TASK BRIEF :: Which lines hold the word "using"? Copy each of them.

DATA SHOWN ::
────

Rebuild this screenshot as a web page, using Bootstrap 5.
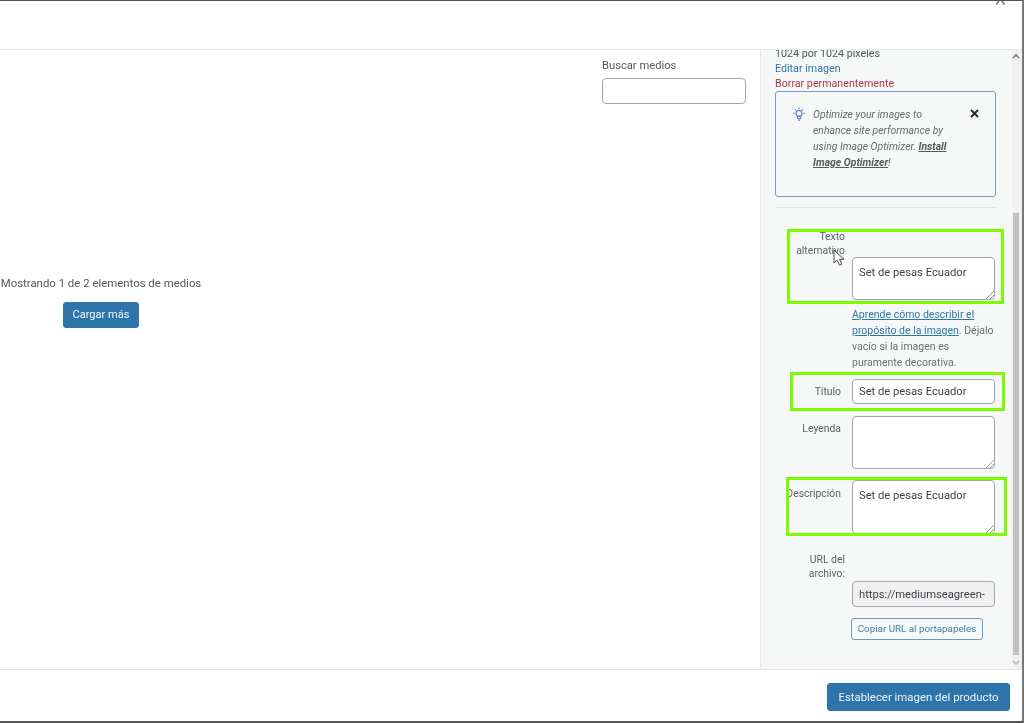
<!doctype html>
<html lang="es">
<head>
<meta charset="utf-8">
<title>Biblioteca de medios</title>
<link href="https://cdn.jsdelivr.net/npm/bootstrap@5.3.0/dist/css/bootstrap.min.css" rel="stylesheet">
<style>
html,body{height:723px;overflow:hidden;background:#fff}
body{font-family:Roboto,"Open Sans",sans-serif;font-size:11.2px;color:#50575e;line-height:16px}
.shell{height:723px;border-top:1px solid #555;border-bottom:2px solid #555;border-right:2px solid #777;filter:blur(.4px)}
.topbar{height:49px;border-bottom:1px solid #e6e8e8;background:#fff;flex:none}
.closex{position:absolute;left:996px;top:0}
.midrow{height:619px;min-height:0}
.browse{flex:1 1 auto;min-width:0}
.searchcol{width:144px;margin:7px 0 0 602px}
.searchcol label{display:block;font-size:11.2px;line-height:18px;margin-bottom:3px}
.fld{display:block;width:100%;border:1px solid #a3a7aa;border-radius:4px;background:#fff;font-size:11.2px;color:#3c434a;padding:5px 6px;line-height:16px}
.ta{resize:none;display:block;width:100%;padding-top:7px}
.countcol{width:202px;margin-top:170px;text-align:center;font-size:11.4px;line-height:18px;white-space:nowrap}
.loadbtn{background:#2c74a9;color:#f2f7fa;border:1px solid #2c74a9;border-radius:3px;font-size:11.1px;line-height:16px;padding:4px 0;margin-top:10px;height:26px;width:76px}
.loadbtn:hover{background:#2c74a9;color:#f2f7fa}
.sidecol{flex:0 0 262px;width:262px;background:#f6f7f7;border-left:1px solid #e6e8e8;overflow:hidden;position:relative}
.sidein{padding-left:14px;width:235px;margin-top:-4px;font-size:10.7px}
.sidein .meta{line-height:15px}
.linkb{color:#2e7aa6}
.linkr{color:#b3384a}
.notice{height:106px;width:221px;border:1px solid #7f98c4;border-radius:3px;padding:15px 30px 0 16px;background:#f6f7f7;position:relative;font-style:italic;font-size:10.4px;color:#646a70;gap:7px;line-height:16px;white-space:nowrap}
.notice a{color:#55595e;font-weight:700;text-decoration:underline}
.bulb{flex:none;margin-top:0}
.xmark{position:absolute;right:16px;top:17px}
.sep{width:221px;border-top:1px solid #e2e4e5;margin:10px 0 0}
.flab{width:70px;flex:none;text-align:right;font-size:10.4px;line-height:14px;color:#5b6167}
.flab-inset{padding-right:4px}
.fbox{width:143px;flex:none;margin-left:7px}
.hlp{font-size:10.5px;line-height:16px;margin-top:7px;color:#6a7076;white-space:nowrap}
.hlp a{color:#2e7aa6;text-decoration:underline}
.copybtn{border:1px solid #6c9dba;background:#f6f7f7;color:#3f82a8;border-radius:3px;font-size:9.8px;line-height:14px;padding:3px 0;height:22px;width:132px;margin-top:11px;margin-left:-1px;white-space:nowrap;display:block}
.grip{position:absolute;right:1px;bottom:1px}
.mark-box{position:absolute;border:3px solid #7cfc00;pointer-events:none}
.sbar{position:absolute;left:251px;top:0;bottom:0;width:10px;background:#f1f1f1}
.sthumb{position:absolute;left:1px;right:3px;top:163px;height:442px;background:#c1c1c1}
.sarrow{position:absolute;left:0;width:8px;height:6px}
.cursor{position:absolute;left:72px;top:199px}
.footbar{height:52px;flex:none;border-top:1px solid #e2e4e5;background:#fff;padding:13px 12px 0 0}
.savebtn{background:#2c74a9;color:#eef5f9;border:1px solid #2c74a9;border-radius:3px;font-size:11.4px;line-height:16px;padding:5px 0;width:183px;height:28px}
.savebtn:hover{background:#2c74a9;color:#eef5f9}
</style>
</head>
<body>
<div class="shell d-flex flex-column position-relative">
  <div class="topbar position-relative"><svg class="closex" width="9" height="4" viewBox="0 0 9 4" fill="none" stroke="#777" stroke-width="1.6"><path d="M3 0L.5 3.5M6 0l2.5 3.5"/></svg></div>
  <div class="midrow d-flex">
    <div class="browse">
      <div class="searchcol">
        <label for="q">Buscar medios</label>
        <input id="q" class="fld" type="text" style="height:26px">
      </div>
      <div class="countcol">
        <div>Mostrando 1 de 2 elementos de medios</div>
        <button class="btn loadbtn" type="button">Cargar más</button>
      </div>
    </div>
    <aside class="sidecol">
      <div class="sidein">
        <div class="meta">1024 por 1024 píxeles</div>
        <div class="meta"><a class="linkb text-decoration-none" href="#">Editar imagen</a></div>
        <div class="meta"><a class="linkr text-decoration-none" href="#">Borrar permanentemente</a></div>
        <div class="notice d-flex">
          <svg class="bulb" width="14" height="15" viewBox="0 0 14 15" fill="none" stroke="#5b80c8" stroke-width="1.1"><circle cx="7" cy="6.4" r="3"/><path d="M5.6 9.4h2.8v2.4H5.6zM6 13.3h2M7 .5v1.4M1.2 6.4h1.3M11.5 6.4h1.3M2.9 2.3l1 1M11.1 2.3l-1 1"/></svg>
          <div>Optimize your images to<br>enhance site performance by<br>using Image Optimizer. <a href="#">Install<br>Image Optimizer</a>!</div>
          <svg class="xmark" width="9" height="9" viewBox="0 0 9 9" stroke="#2b2b2b" stroke-width="2"><path d="M1 1l7 7M8 1L1 8"/></svg>
        </div>
        <div class="sep"></div>
        <div class="frow d-flex" style="margin-top:22px">
          <div class="flab">Texto<br>alternativo</div>
          <div class="fbox" style="padding-top:27px"><div class="position-relative"><textarea class="fld ta" style="height:43px">Set de pesas Ecuador</textarea><svg class="grip" width="8" height="8" viewBox="0 0 8 8" stroke="#999"><path d="M0 8l8-8M4 8l4-4"/></svg></div>
            <div class="hlp"><a href="#">Aprende cómo describir el<br>propósito de la imagen</a>. Déjalo<br>vacío si la imagen es<br>puramente decorativa.</div>
          </div>
        </div>
        <div class="frow d-flex" style="margin-top:8px">
          <div class="flab flab-inset" style="padding-top:6px">Título</div>
          <div class="fbox"><input class="fld" style="height:25px" value="Set de pesas Ecuador"></div>
        </div>
        <div class="frow d-flex" style="margin-top:12px">
          <div class="flab flab-inset" style="padding-top:6px">Leyenda</div>
          <div class="fbox"><div class="position-relative"><textarea class="fld ta" style="height:53px"></textarea><svg class="grip" width="8" height="8" viewBox="0 0 8 8" stroke="#999"><path d="M0 8l8-8M4 8l4-4"/></svg></div></div>
        </div>
        <div class="frow d-flex" style="margin-top:11px">
          <div class="flab flab-inset" style="padding-top:7px">Descripción</div>
          <div class="fbox"><div class="position-relative"><textarea class="fld ta" style="height:54px">Set de pesas Ecuador</textarea><svg class="grip" width="8" height="8" viewBox="0 0 8 8" stroke="#999"><path d="M0 8l8-8M4 8l4-4"/></svg></div></div>
        </div>
        <div class="frow d-flex" style="margin-top:19px">
          <div class="flab">URL del<br>archivo:</div>
          <div class="fbox" style="padding-top:28px">
            <input class="fld" style="height:26px;background:#f0f0f1" readonly value="https://mediumseagreen-">
            <button class="copybtn" type="button">Copiar URL al portapapeles</button>
          </div>
        </div>
      </div>
      <div class="sbar">
        <svg class="sarrow" style="top:3px" viewBox="0 0 8 6" fill="none" stroke="#777" stroke-width="1.6"><path d="M1 5l3-3 3 3"/></svg>
        <div class="sthumb"></div>
        <svg class="sarrow" style="bottom:3px" viewBox="0 0 8 6" fill="none" stroke="#bbb" stroke-width="1.6"><path d="M1 1l3 3 3-3"/></svg>
      </div>
      <div class="mark-box" style="left:26px;top:179px;width:217px;height:75px"></div>
      <div class="mark-box" style="left:29px;top:322px;width:215px;height:39px"></div>
      <div class="mark-box" style="left:25px;top:427px;width:221px;height:59px"></div>
      <svg class="cursor" width="13" height="18" viewBox="0 0 13 18"><path d="M1 1v13l3.2-2.8 2.2 5 2.4-1-2.2-4.9h4.4z" fill="#fff" stroke="#444"/></svg>
    </aside>
  </div>
  <div class="footbar d-flex justify-content-end">
    <button class="btn savebtn" type="button">Establecer imagen del producto</button>
  </div>
</div>
</body>
</html>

────

RESULT OF THIS EXERCISE ::
Rebuild this screenshot as a web page, using Bootstrap 5.
          <div>Optimize your images to<br>enhance site performance by<br>using Image Optimizer. <a href="#">Install<br>Image Optimizer</a>!</div>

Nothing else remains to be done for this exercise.